Many share market apps today integrate broker research directly into their platforms, making it easier to access multiple reports, track price targets, and follow earnings updates in one place. Using these tools alongside your own reading habits can make the research process more efficient.
A Word on Compliance and Investor Responsibility
It's worth repeating: equity research reports are opinions formed using available data and reasonable assumptions, not guarantees of future performance. Stock markets are inherently subject to risks, and past performance or analyst targets do not assure future returns. SEBI mandates that all research analysts and brokerages include risk disclosures, and as an investor, it is equally important to read these disclosures rather than skip them.

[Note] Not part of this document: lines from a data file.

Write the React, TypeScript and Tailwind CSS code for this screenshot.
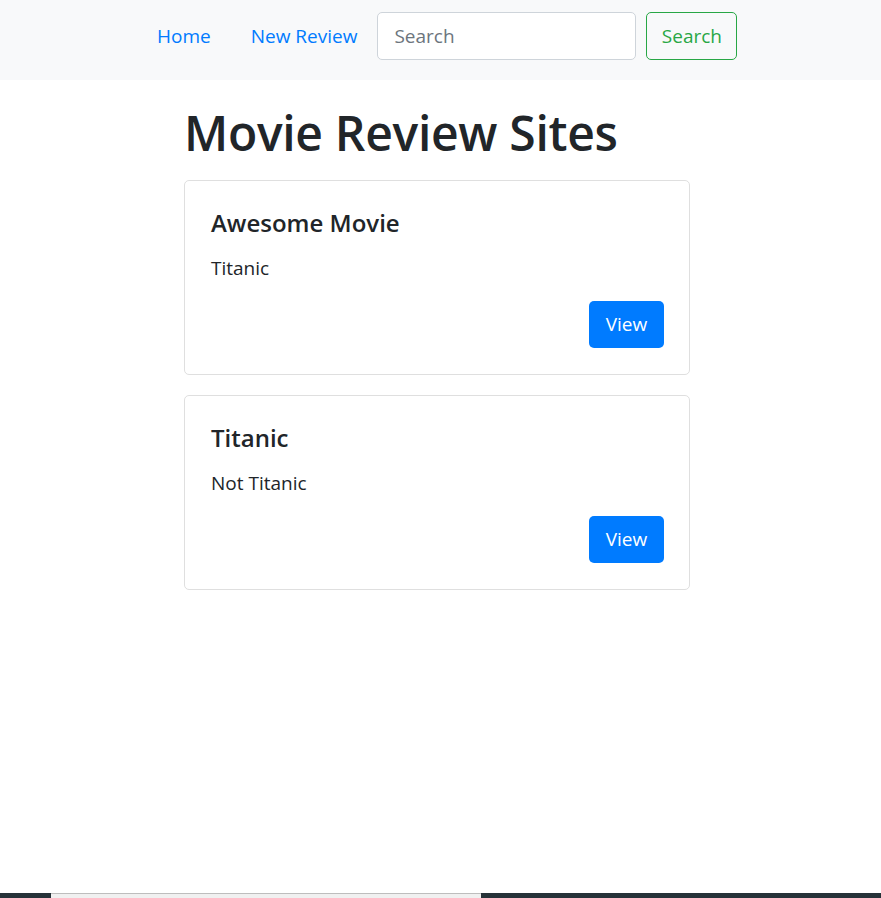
export default function App() {
  const font = { fontFamily: '"Open Sans", "Noto Sans", Arial, sans-serif' };
  const cards = [
    { title: "Awesome Movie", text: "Titanic" },
    { title: "Titanic", text: "Not Titanic" },
  ];
  return (
    <div className="min-h-[898px] bg-white text-[#212529] relative" style={font}>
      <nav className="h-[80px] bg-[#f8f9fa] flex items-start pt-[12px] pl-[137px]">
        <div className="flex items-center h-[48px]">
          <a className="px-[20px] text-[19px] text-[#007bff] leading-[31px]">Home</a>
          <a className="px-[20px] text-[19px] text-[#007bff] leading-[31px]">New Review</a>
          <div className="w-[259px] h-[48px] border border-[#ced4da] rounded-[5px] bg-white flex items-center pl-[16px] text-[19px] text-[#6c757d]">
            Search
          </div>
          <button className="ml-[10px] w-[91px] h-[48px] border border-solid border-[#28a745] rounded-[5px] text-[#28a745] text-[19px] flex items-center justify-center">
            Search
          </button>
        </div>
      </nav>
      <main className="w-[506px] ml-[184px] pt-[22px]">
        <h1 className="text-[48px] font-semibold leading-[62px] mb-[16px] tracking-[-0.3px]">Movie Review Sites</h1>
        <div className="flex flex-col gap-[20px]">
          {cards.map((c) => (
            <div key={c.title} className="h-[195px] border border-[#dfdfdf] rounded-[5px] px-[25px] pt-[26px] flex flex-col">
              <h5 className="pl-[1px] text-[24px] font-semibold leading-[31px] mb-[15px]">{c.title}</h5>
              <p className="pl-[1px] text-[19px] leading-[31px]">{c.text}</p>
              <div className="flex justify-end mt-[17px]">
                <button className="w-[75px] h-[47px] bg-[#007bff] text-white rounded-[5px] text-[19px] flex items-center justify-center">
                  View
                </button>
              </div>
            </div>
          ))}
        </div>
      </main>
      <div className="absolute left-0 right-0 bottom-0 h-[5px] bg-[#263238]">
        <div className="ml-[51px] w-[430px] h-[5px] bg-[#f0f0f0] border-t border-[#bdbdbd]" />
      </div>
    </div>
  );
}
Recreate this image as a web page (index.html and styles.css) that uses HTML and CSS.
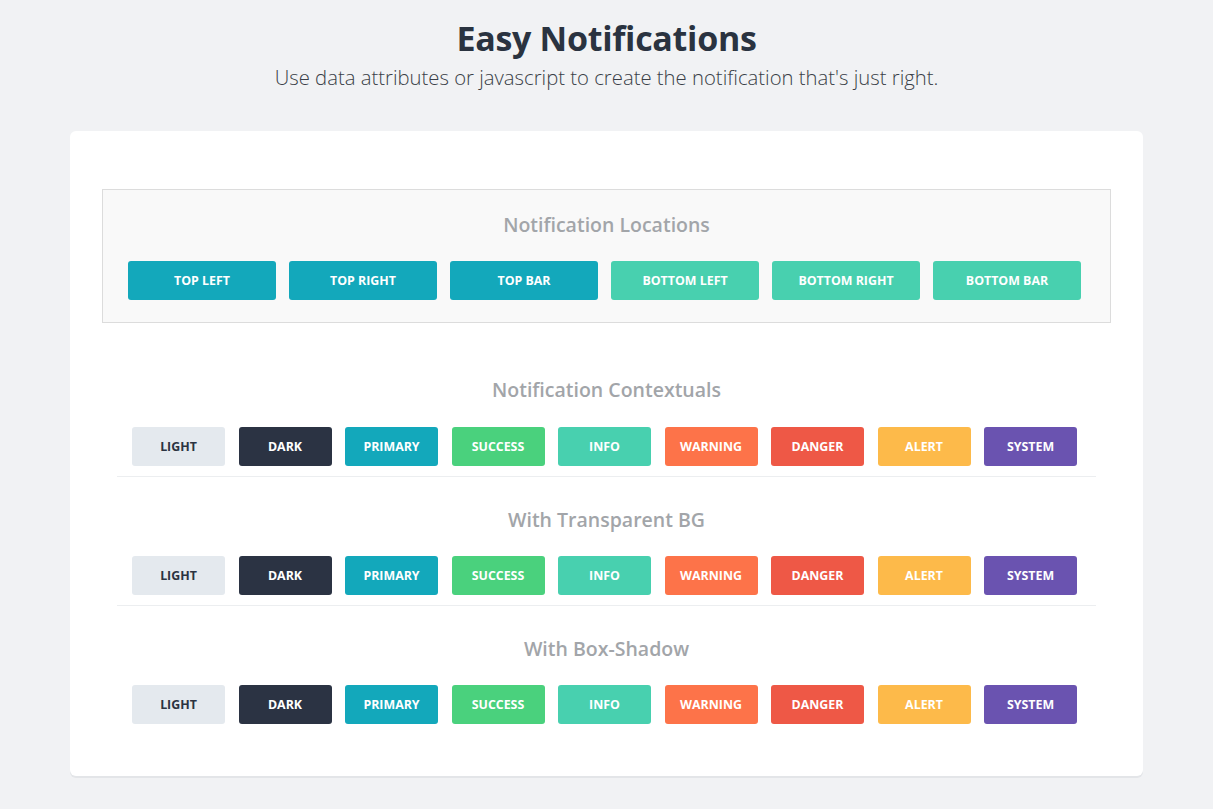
FILE: index.html
```html
<!DOCTYPE html>
<html lang="en">
<head>
<meta charset="utf-8">
<title>Easy Notifications</title>
<link rel="stylesheet" href="styles.css">
</head>
<body>
<header class="hero">
  <h1 class="hero-title">Easy Notifications</h1>
  <p class="hero-sub">Use data attributes or javascript to create the notification that's just right.</p>
</header>
<main class="card">
  <section class="locations">
    <h2 class="sec-title">Notification Locations</h2>
    <div class="row loc-row">
      <button class="btn loc btn-primary">Top Left</button>
      <button class="btn loc btn-primary">Top Right</button>
      <button class="btn loc btn-primary">Top Bar</button>
      <button class="btn loc btn-info">Bottom Left</button>
      <button class="btn loc btn-info">Bottom Right</button>
      <button class="btn loc btn-info">Bottom Bar</button>
    </div>
  </section>

  <section class="ctx first">
    <h2 class="sec-title">Notification Contextuals</h2>
    <div class="row ctx-row">
      <button class="btn ctxb btn-light">Light</button>
      <button class="btn ctxb btn-dark">Dark</button>
      <button class="btn ctxb btn-primary">Primary</button>
      <button class="btn ctxb btn-success">Success</button>
      <button class="btn ctxb btn-info">Info</button>
      <button class="btn ctxb btn-warning">Warning</button>
      <button class="btn ctxb btn-danger">Danger</button>
      <button class="btn ctxb btn-alert">Alert</button>
      <button class="btn ctxb btn-system">System</button>
    </div>
  </section>

  <section class="ctx">
    <h2 class="sec-title">With Transparent BG</h2>
    <div class="row ctx-row">
      <button class="btn ctxb btn-light">Light</button>
      <button class="btn ctxb btn-dark">Dark</button>
      <button class="btn ctxb btn-primary">Primary</button>
      <button class="btn ctxb btn-success">Success</button>
      <button class="btn ctxb btn-info">Info</button>
      <button class="btn ctxb btn-warning">Warning</button>
      <button class="btn ctxb btn-danger">Danger</button>
      <button class="btn ctxb btn-alert">Alert</button>
      <button class="btn ctxb btn-system">System</button>
    </div>
  </section>

  <section class="ctx last">
    <h2 class="sec-title">With Box-Shadow</h2>
    <div class="row ctx-row">
      <button class="btn ctxb btn-light">Light</button>
      <button class="btn ctxb btn-dark">Dark</button>
      <button class="btn ctxb btn-primary">Primary</button>
      <button class="btn ctxb btn-success">Success</button>
      <button class="btn ctxb btn-info">Info</button>
      <button class="btn ctxb btn-warning">Warning</button>
      <button class="btn ctxb btn-danger">Danger</button>
      <button class="btn ctxb btn-alert">Alert</button>
      <button class="btn ctxb btn-system">System</button>
    </div>
  </section>
</main>
</body>
</html>
```

FILE: styles.css
```css
* { box-sizing: border-box; }
html, body { margin: 0; padding: 0; }
body {
  background: #f1f2f4;
  font-family: "Open Sans", "Noto Sans", sans-serif;
  color: #2a3340;
  padding: 14px 0 32px;
}
.hero { text-align: center; }
.hero-title {
  margin: 0;
  font-size: 34px;
  line-height: 48px;
  font-weight: 700;
  color: #2a3340;
  letter-spacing: -0.3px;
}
.hero-sub {
  margin: 0;
  font-size: 20.3px;
  line-height: 30px;
  font-weight: 300;
  color: #3a3f47;
}
.card {
  width: 1073px;
  margin: 39px auto 0;
  background: #fff;
  border-radius: 6px;
  box-shadow: 0 2px 0 #e3e5e8;
  padding: 58px 32px 52px;
}
.locations {
  background: #f9f9f9;
  border: 1px solid #dcdcdc;
  padding: 23px 0 22px;
}
.sec-title {
  margin: 0 0 24px;
  text-align: center;
  font-size: 19.5px;
  line-height: 24px;
  font-weight: 600;
  color: #a2a5a9;
}
.row {
  display: flex;
  justify-content: center;
  padding-right: 4px;
}
.loc-row { gap: 13px; }
.ctx-row { gap: 13.5px; }
.btn {
  border: 0;
  border-radius: 3px;
  height: 39px;
  padding: 0;
  font-family: "Open Sans", "Noto Sans", sans-serif;
  font-size: 12.4px;
  font-weight: 700;
  text-transform: uppercase;
  color: #fff;
  cursor: pointer;
}
.loc { width: 148px; }
.ctxb { width: 93px; }
.btn-primary { background: #13a8bb; }
.btn-info { background: #48d0af; }
.btn-light { background: #e4e9ee; color: #2b3341; }
.btn-dark { background: #2b3343; }
.btn-success { background: #4ad17d; }
.btn-warning { background: #fd7349; }
.btn-danger { background: #ee5846; }
.btn-alert { background: #fdba4a; }
.btn-system { background: #6a53b0; }

.ctx {
  margin: 0 15px;
  padding-bottom: 10px;
  border-bottom: 1px solid #eceef0;
}
.ctx.first { margin-top: 55px; }
.ctx + .ctx { padding-top: 31px; }
.ctx.last { border-bottom: 0; padding-bottom: 0; }
.ctx .sec-title { margin-bottom: 25px; }
.ctx + .ctx .sec-title { margin-bottom: 24px; }
```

Before acting on any report, consider your own financial goals, risk tolerance, and time horizon. If needed, consult a SEBI-registered investment adviser who can evaluate your specific financial situation.
Conclusion
Reading equity research reports is a skill that improves with practice. The more reports you read, the more patterns you start noticing in how analysts build their thesis, where their assumptions hold up, and where they tend to fall short. Over time, this habit can make you a more informed and confident participant in the stock market, rather than someone reacting to headlines or hearsay.
Whether you're just starting your investment in share market or have been investing for years, treating equity research reports as a tool for understanding, not a shortcut for decision-making, is what separates informed investors from impulsive ones.